One staff member at the Airlie Beach resort where the photo was taken told Yahoo they hadn't particularly noticed the dishes popping up, saying "pretty much everyone who comes in here all use our wifi". But those who know what to look for have certainly reported noticing them.

"Looked the same when we were there," one person commented. "Lots of dishies to be found".

"Just left there and there were definitely a few others with it!" another said. "And it’s only going to increase. Loving my Starlink!" a third person added.

One person thought the idea of taking high-speed broadband on holiday was antithetical to a nice relaxing trip. "Personally I couldn’t think of anything worse than going on holiday and taking the internet with me lol," they wrote.

But the person who shared the photo said it allowed him to work in order to stretch out his holiday – a growing trend in the era of remote work. "[I had] a five week trip where I have only three weeks leave available during it," he explained.

Like him, many in the Facebook group have taken to sharing pictures of their Starlink setup while on the road, allowing them to enjoy the best of both worlds.

Starlink dishes pictured in the bush, and snow.
Aussies have flocked online to share their portable Starlink setups. Source: Facebook

Couple travel Australia for 12 months with Starlink

Dan and Amanda spent more than two years travelling around Australia on their caravan and were among the very first adopters of Starlink, even before the service was activated in much of the country. They run an online business while on the road, selling Dan's landscape photography, "so we need good internet," Amanda told Yahoo.

Dan, who has a background in communications technology with the Air Force, jumped at the chance at better internet after previously relying on his own antenna kit and a portable Telstra Nighthawk modem.

"We first used it in a place called Fowlers Bay (in South Australia) which had zero bars of 3G reception," he recalled. "People had to go stand stand out on a pier in this town, stand very still and hope their phone would connect to Telstra ... We set up Starlink there for the first time on top of the caravan and I was sitting there with 350 megabit download speed." That's about four times the average speed for fixed line broadband services in Australia.

Dan and Amanda pictured alongside their caravan.
Dan and Amanda spent 12 months caravaning with their Starlink dish. Source: YouTube

Given the high-frequency nature of the technology involved with Starlink the dish does require a clear line of sight, meaning any surrounding trees overhead will cause drop outs. Users taking the dish on the road will also need to think about their power source, with Dan and Amanda relying on a solar kit and battery bank to keep it running.

When it's firing, "it's the best thing since sliced bread," Dan said. "I'll tell everybody that ... It just works."

The couple and their five-year-old daughter are currently travelling in the UK, where they continue to blog and provide tips to others looking to embrace the nomadic lifestyle.

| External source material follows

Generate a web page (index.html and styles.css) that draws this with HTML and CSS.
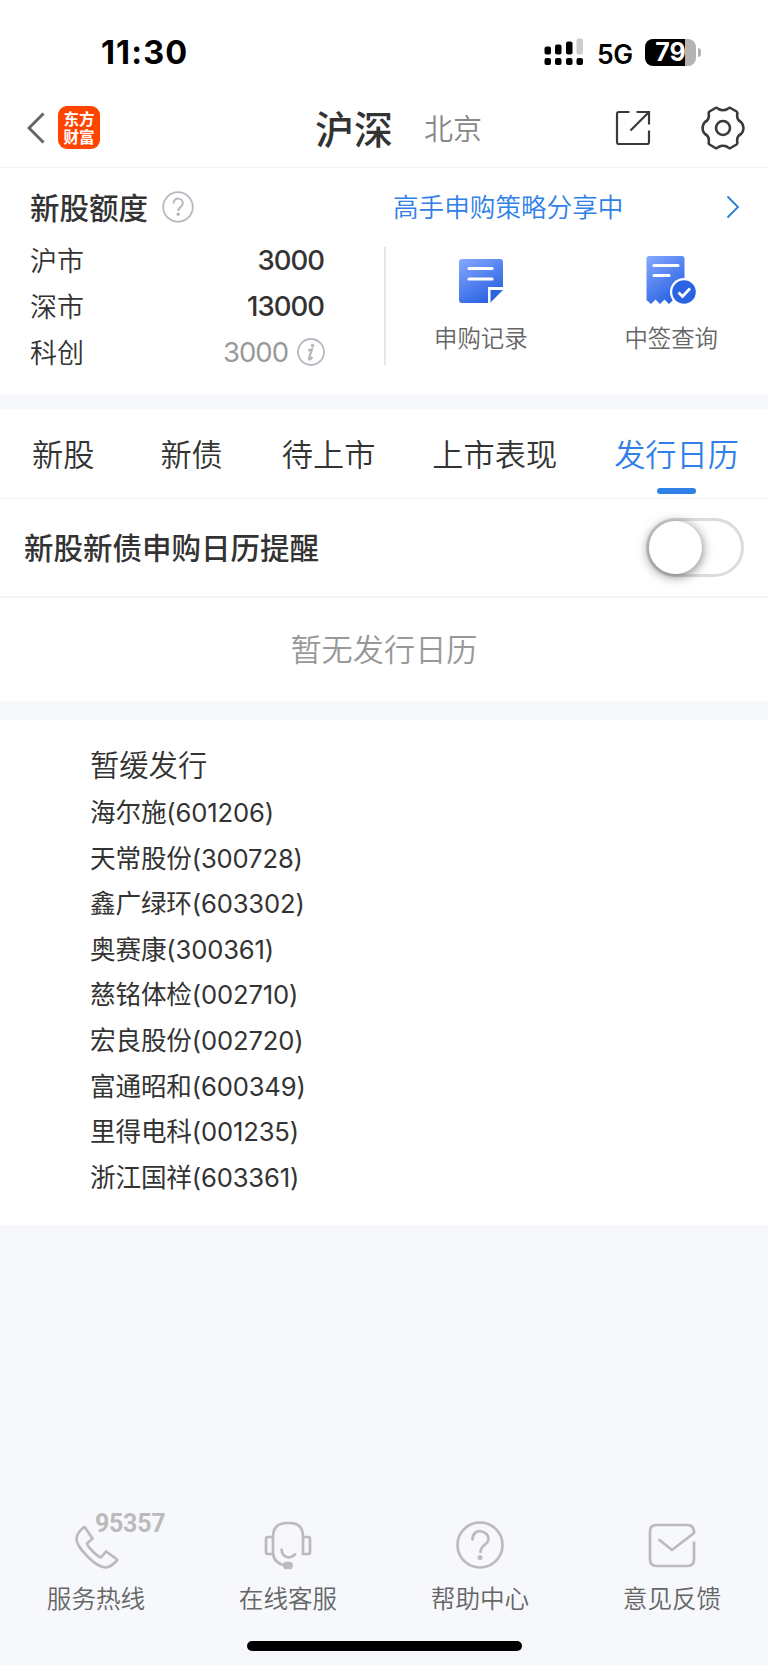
FILE: index.html
```html
<!DOCTYPE html>
<html lang="zh-CN">

<head>
    <meta charset="UTF-8">
    <meta name="viewport" content="width=device-width, initial-scale=1.0">
    <title>发行日历</title>
    <link rel="stylesheet" href="styles.css">
</head>

<body>
    <div class="status-bar">
        <span class="time">11:30</span>
        <div class="status-right">
            <svg class="signal" width="40" height="28" viewBox="0 0 40 28">
                <rect x="0.5" y="8.5" width="6.5" height="8" rx="2" />
                <rect x="11" y="6.5" width="6.5" height="10" rx="2" />
                <rect x="22" y="3.5" width="6.5" height="13" rx="2" />
                <rect x="32.5" y="0.5" width="6.5" height="16" rx="2" fill="#ccc" />
                <rect x="0.5" y="20" width="6.5" height="7" rx="2" />
                <rect x="11" y="20" width="6.5" height="7" rx="2" />
                <rect x="22" y="20" width="6.5" height="7" rx="2" />
                <rect x="32.5" y="20" width="6.5" height="7" rx="2" />
            </svg>
            <span class="network">5G</span>
            <div class="battery"><span>79</span></div>
            <i class="battery-tip"></i>
        </div>
    </div>

    <header class="header">
        <div class="header-left">
            <svg width="18" height="32" viewBox="0 0 18 32" fill="none" stroke="#666" stroke-width="3">
                <path d="M16.5 1.5L2 16l14.5 14.5" />
            </svg>
            <div class="logo"><span>东方</span><span>财富</span></div>
        </div>
        <div class="header-tabs">
            <span class="market active">沪深</span>
            <span class="market">北京</span>
        </div>
        <div class="header-right">
            <svg width="36" height="36" viewBox="0 0 36 36" fill="none" stroke="#3a3a3a" stroke-width="2.2">
                <path d="M14.5 2H4a2 2 0 0 0-2 2v28a2 2 0 0 0 2 2h28a2 2 0 0 0 2-2V20.500" />
                <path d="M21.500 2H34v12.500M34 2L15.500 20.500" />
            </svg>
            <svg width="44" height="44" viewBox="0 0 44 44" fill="none" stroke="#3a3a3a" stroke-width="2.6" stroke-linejoin="round">
                <path d="M14.500 2Q16 1.300 17.500 3Q22 5.500 26.500 3Q28 1.300 29.500 2L35.500 5.500Q36.800 6.500 36.200 8.500C35.800 12.500 37 14.500 40 16Q42.500 18.500 42.500 22Q42.500 25.500 40 28C37 29.500 35.800 31.500 36.200 35.500Q36.800 37.500 35.500 38.500L29.500 42Q28 42.700 26.500 41Q22 38.500 17.500 41Q16 42.700 14.500 42L8.500 38.500Q7.200 37.500 7.800 35.500C8.200 31.500 7 29.500 4 28Q1.500 25.500 1.500 22Q1.500 18.500 4 16C7 14.500 8.200 12.500 7.800 8.500Q7.200 6.500 8.500 5.500Z" />
                <circle cx="22" cy="22" r="7" />
            </svg>
        </div>
    </header>

    <section class="quota">
        <div class="quota-head">
            <h2>新股额度</h2>
            <svg class="help" width="32" height="32" viewBox="0 0 32 32" fill="none" stroke="#b5b8bf" stroke-width="1.8">
                <circle cx="16" cy="16" r="14.800" />
                <path d="M11.500 12.500C11.500 5.500 21 6.500 20.800 12.500C20.600 16 16.200 16 16.200 20" stroke-width="2" />
                <circle cx="16.200" cy="23.200" r="1.700" fill="#b5b8bf" stroke="none" />
            </svg>
            <a class="strategy">高手申购策略分享中</a>
            <svg class="arrow" width="14" height="24" viewBox="0 0 14 24" fill="none" stroke="#2b7cd3" stroke-width="1.800">
                <path d="M1.500 1.500L12 12 1.500 22.500" />
            </svg>
        </div>
        <div class="quota-body">
            <div class="quota-list">
                <div class="quota-row"><span>沪市</span><b>3000</b></div>
                <div class="quota-row"><span>深市</span><b>13000</b></div>
                <div class="quota-row muted">
                    <span>科创</span><b>3000</b>
                    <svg width="28" height="28" viewBox="0 0 28 28" fill="none" stroke="#b5b8bf" stroke-width="1.800">
                        <circle cx="14" cy="14" r="13" />
                        <circle cx="15.500" cy="7.500" r="1.800" fill="#b5b8bf" stroke="none" />
                        <path d="M11.200 12.300q3-.5 3.500-.8l-2.500 8.500q-.5 1.700 1 1.200 1.300-.7 2.200-2.200" stroke-width="2.400" />
                    </svg>
                </div>
            </div>
            <div class="quota-actions">
                <div class="action">
                    <svg width="50" height="50" viewBox="0 0 50 50">
                        <defs>
                            <linearGradient id="blue" x1="0.100" y1="0" x2="0.700" y2="1">
                                <stop offset="0" stop-color="#82a5ff" />
                                <stop offset="1" stop-color="#2560df" />
                            </linearGradient>
                        </defs>
                        <path d="M6 4h38a3 3 0 0 1 3 3v25H32v16H6a3 3 0 0 1-3-3V7a3 3 0 0 1 3-3z" fill="url(#blue)" />
                        <path d="M34.500 35H47L34.500 47.500z" fill="#2b63dd" />
                        <path d="M13 13.500h23M13 24h23" stroke="#fff" stroke-width="3.200" stroke-linecap="round" />
                    </svg>
                    <span>申购记录</span>
                </div>
                <div class="action">
                    <svg width="50" height="50" viewBox="0 0 50 50">
                        <path d="M3 1h32.500a3 3 0 0 1 3 3v43l-3-1-3.500 3-4.500-4.500L23 49l-4.500-4.500L14 49l-4.500-4.500L5 49l-4.500-4V3.500A2.500 2.500 0 0 1 3 1z" fill="url(#blue)" />
                        <path d="M8 10.500h24M8 20.500h15" stroke="#fff" stroke-width="3.200" stroke-linecap="round" />
                        <circle cx="38" cy="37" r="14" fill="#fff" />
                        <circle cx="38" cy="37" r="11.800" fill="#2b64e2" />
                        <path d="M32.500 37.500l4 4 7.500-8" fill="none" stroke="#fff" stroke-width="2.800" />
                    </svg>
                    <span>中签查询</span>
                </div>
            </div>
        </div>
    </section>

    <nav class="tabs">
        <a class="tab">新股</a>
        <a class="tab">新债</a>
        <a class="tab">待上市</a>
        <a class="tab">上市表现</a>
        <a class="tab active">发行日历</a>
    </nav>

    <div class="remind">
        <span>新股新债申购日历提醒</span>
        <div class="switch"></div>
    </div>
    <div class="empty">暂无发行日历</div>

    <section class="suspended">
        <h3>暂缓发行</h3>
        <ul>
            <li>海尔施(601206)</li>
            <li>天常股份(300728)</li>
            <li>鑫广绿环(603302)</li>
            <li>奥赛康(300361)</li>
            <li>慈铭体检(002710)</li>
            <li>宏良股份(002720)</li>
            <li>富通昭和(600349)</li>
            <li>里得电科(001235)</li>
            <li>浙江国祥(603361)</li>
        </ul>
    </section>

    <footer class="footer">
        <div class="service">
            <svg width="50" height="50" viewBox="0 0 50 50">
                <path d="M12.500 7.500Q6 13 5.500 18.500C5 26 24 48 35.500 47.500Q40.500 46.500 46 40.500Q46.500 39.800 45.500 39L35 31.500L30 37.500C26 36 17 27.500 16 23.500L21.500 18.500L14 7.500Q13.300 6.700 12.500 7.500Z" />
            </svg>
            <em class="phone">95357</em>
            <span>服务热线</span>
        </div>
        <div class="service">
            <svg width="50" height="50" viewBox="0 0 50 50">
                <path d="M10 35V17Q10 3 24 3h3Q40 3 40 17v17h5q2 0 2-2V19q0-2-2-2h-5M10 17H5q-2 0-2 2v13q0 2 2 2h5Q11 43 22 45.500" />
                <path d="M18.500 29.500Q19 36.500 25.500 37.500Q29 37.500 32 34.500" stroke-linecap="round" />
                <rect x="21.500" y="43" width="7" height="5" rx="2" fill="#bbb" />
            </svg>
            <span>在线客服</span>
        </div>
        <div class="service">
            <svg width="50" height="50" viewBox="0 0 50 50">
                <circle cx="25" cy="25" r="22.500" />
                <path d="M17.500 19.500C17.500 7 34 10 33.500 19.500C33 25 25.500 24.500 25.500 32" stroke-linecap="round" />
                <circle cx="25" cy="37.500" r="2.500" fill="#bbb" stroke="none" />
            </svg>
            <span>帮助中心</span>
        </div>
        <div class="service">
            <svg width="50" height="50" viewBox="0 0 50 50">
                <path d="M47 22.500V39.500q0 6.500-6.500 6.500h-31Q3 46 3 39.500v-28Q3 5 9.500 5h31Q47 5 47 13L25 30 12.500 20" stroke-linejoin="round" stroke-linecap="round" />
            </svg>
            <span>意见反馈</span>
        </div>
    </footer>
    <div class="home-bar"></div>
</body>

</html>
```
FILE: styles.css
```css
* {
    box-sizing: border-box;
}

body {
    margin: 0;
    width: 768px;
    height: 1665px;
    display: flex;
    flex-direction: column;
    background: #f6f8fb;
    color: #333;
    font-family: "Noto Sans CJK SC", sans-serif;
    font-weight: 350;
}

h2,
h3,
ul {
    margin: 0;
    padding: 0;
    list-style: none;
}

svg {
    display: block;
    flex: none;
}

/* status bar */
.status-bar {
    display: flex;
    justify-content: space-between;
    height: 83px;
    padding: 32px 67px 0 101px;
    background: #fff;
    color: #000;
    font-family: Inter, sans-serif;
}

.time {
    font-size: 32.5px;
    font-weight: 700;
    letter-spacing: 1.1px;
    line-height: 42px;
}

.status-right {
    display: flex;
    align-items: center;
    height: 40px;
}

.network {
    width: 37px;
    margin: 3px 11px 0 13px;
    font-size: 26.5px;
    font-weight: 600;
    letter-spacing: -0.5px;
    line-height: 40px;
}

.battery {
    width: 51px;
    height: 27px;
    border-radius: 8px;
    background: linear-gradient(90deg, #000 40px, #b3b3b3 40px);
    color: #fff;
    font-size: 25px;
    font-weight: 700;
    line-height: 27px;
    text-align: center;
}

.battery-tip {
    width: 3px;
    height: 9px;
    margin-left: 2px;
    border-radius: 0 4px 4px 0;
    background: #b3b3b3;
}

/* header */
.header {
    display: flex;
    align-items: center;
    height: 85px;
    padding: 5px 23px 0 27px;
    border-bottom: 1px solid #f3f3f3;
    background: #fff;
}

.header-left,
.header-right {
    display: flex;
    align-items: center;
    width: 288px;
}

.header-right {
    justify-content: flex-end;
    gap: 50px;
    width: auto;
    margin: 1px 0 0 auto;
}

.logo {
    display: flex;
    flex-direction: column;
    width: 42px;
    height: 43px;
    margin-left: 13px;
    padding-top: 4px;
    border-radius: 9px;
    background: #ff4400;
    color: #fff;
    font-size: 15.5px;
    font-weight: 700;
    line-height: 17.5px;
    text-align: center;
}

.header-tabs {
    display: flex;
    align-items: center;
    gap: 31px;
    height: 44px;
    margin-bottom: 2px;
}

.market {
    color: #888;
    font-size: 29px;
    line-height: 44px;
}

.market.active {
    color: #333;
    font-size: 39px;
    font-weight: 500;
}

/* quota card */
.quota {
    height: 226px;
    padding: 17px 0 0 30px;
    background: #fff;
}

.quota-head {
    display: flex;
    align-items: center;
    height: 44px;
    padding-right: 28px;
}

.quota-head h2 {
    width: 132px;
    padding-bottom: 2px;
    font-size: 29.5px;
    font-weight: 500;
    line-height: 42px;
}

.strategy {
    margin-left: 199px;
    padding-bottom: 2px;
    color: #2f80e8;
    font-size: 25.6px;
    line-height: 42px;
}

.arrow {
    margin-left: auto;
}

.quota-body {
    display: flex;
    margin-top: 8px;
}

.quota-list {
    width: 295px;
}

.quota-row {
    display: flex;
    align-items: center;
    justify-content: space-between;
    height: 46px;
    font-size: 27px;
}

.quota-row span {
    padding-bottom: 2px;
}

.quota-row b {
    margin-right: 1px;
    font-family: Inter, sans-serif;
    font-size: 27.5px;
    font-weight: 500;
    letter-spacing: -1px;
}

.quota-row.muted b {
    margin-left: auto;
    color: #999;
    font-weight: 400;
}

.muted svg {
    margin-left: 8px;
}

.quota-actions {
    display: flex;
    justify-content: space-between;
    width: 384px;
    height: 118px;
    margin: 10px 0 0 59px;
    padding: 0 50px 0 48px;
    border-left: 2px solid #e6e6e6;
}

.action {
    display: flex;
    flex-direction: column;
    align-items: center;
    padding-top: 8px;
    color: #666;
    font-size: 23.4px;
    line-height: 34px;
}

.action svg {
    margin-bottom: 15px;
}

/* tabs */
.tabs {
    display: flex;
    gap: 57px;
    height: 90px;
    margin-top: 15px;
    padding: 22px 0 0 32px;
    border-bottom: 1px solid #f3f3f3;
    background: #fff;
}

.tab {
    position: relative;
    font-size: 31.2px;
    line-height: 44px;
}

.tab:first-child {
    margin-right: 9px;
}

.tab:nth-child(2) {
    margin-right: 2px;
}

.tab.active {
    color: #2f80e8;
}

.tab.active::after {
    content: "";
    position: absolute;
    left: 43px;
    top: 57px;
    width: 39px;
    height: 6px;
    border-radius: 3px;
    background: #2f80e8;
}

/* reminder */
.remind {
    display: flex;
    align-items: center;
    justify-content: space-between;
    height: 99px;
    padding: 0 24px;
    border-bottom: 2px solid #f5f5f5;
    background: #fff;
    font-size: 29.5px;
    font-weight: 500;
}

.remind span {
    padding-bottom: 4px;
}

.switch {
    width: 98px;
    height: 59px;
    border: 3px solid #dcdcdc;
    border-radius: 30px;
}

.switch::before {
    content: "";
    display: block;
    width: 53px;
    height: 53px;
    border-radius: 50%;
    background: #fff;
    box-shadow: 0 2px 12px rgba(0, 0, 0, 0.55);
}

.empty {
    height: 103px;
    background: #fff;
    color: #999;
    font-size: 31.2px;
    line-height: 100px;
    text-align: center;
}

/* suspended list */
.suspended {
    height: 505px;
    margin-top: 19px;
    padding: 21px 0 0 90px;
    background: #fff;
}

.suspended h3 {
    font-size: 29.3px;
    font-weight: 350;
    line-height: 44px;
    margin-bottom: 5px;
}

.suspended li {
    font-family: Inter, "Noto Sans CJK SC", sans-serif;
    font-size: 25.6px;
    font-weight: 380;
    letter-spacing: -0.15px;
    line-height: 45.6px;
}

/* footer */
.footer {
    display: flex;
    margin-top: auto;
}

.service {
    position: relative;
    display: flex;
    flex-direction: column;
    align-items: center;
    width: 192px;
    color: #666;
    font-size: 24.6px;
    line-height: 36px;
}

.service svg {
    margin-bottom: 9px;
    fill: none;
    stroke: #bbb;
    stroke-width: 2.7;
}

.phone {
    position: absolute;
    left: 95px;
    top: -14px;
    color: #bbb;
    font-family: Roboto, sans-serif;
    font-size: 25px;
    font-style: normal;
    font-weight: 700;
    letter-spacing: -0.3px;
}

.home-bar {
    width: 275px;
    height: 10px;
    margin: 26px auto 14px;
    border-radius: 5px;
    background: #000;
}
```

They believe the tandem rise of technologies like Starlink (Amazon is also working on a similar style competitor) and the era of remote work has led to a growing number of Australians taking work, school and life on the road.

"It's definitely happening. Caravan sites are much busier than when we first started at the end of 2019. We saw the progression of how many families are on the road," Amanda said. "For anyone who wants to do home schooling, anyone who wants to go on the road and run their business ... it's the best solution."

Dan, Amanda and their daughter Aria pictured smiling at the beach.
Dan, Amanda and their daughter Aria have embraced the nomadic lifestyle. Source: Overland Exposure

NBN losing out to better technology

Even for those staying at home, Elon Musk has provided a much needed option. In contrast to Starlink, the NBN uses two 6.5-tonne high-earth orbit satellites to service Australian homes, but data caps and slower speeds have left a big opening for upstart competitors. In an editorial earlier this month, The Australian Financial Review lamented that hundreds of thousands of rural Australians had declined to use the NBN's satellite internet offering because of its poor performance. That has played a part in the company writing off $31 billion.

"It would be a stretch to call this a technological disaster for the NBN. But it is another underscoring of technological risks," the publication's editorial board said.

In February, NBN Co chief development officer Gavin Williams copped a lashing in senate estimate hearings, with Liberal Senator Sarah Henderson declaring "Elon Musk is running rings around you".

"I am absolutely shocked you have only lost 10,000 people because the services don’t even compare," fellow Liberal Senator Holly Hughes said during the hearings.

Starlink, meanwhile, has been slashing prices this year taking the start-up cost for the dish from more than $900 down to $199. For now digital nomads are the winner. But arguably at the expense of Australian taxpayers.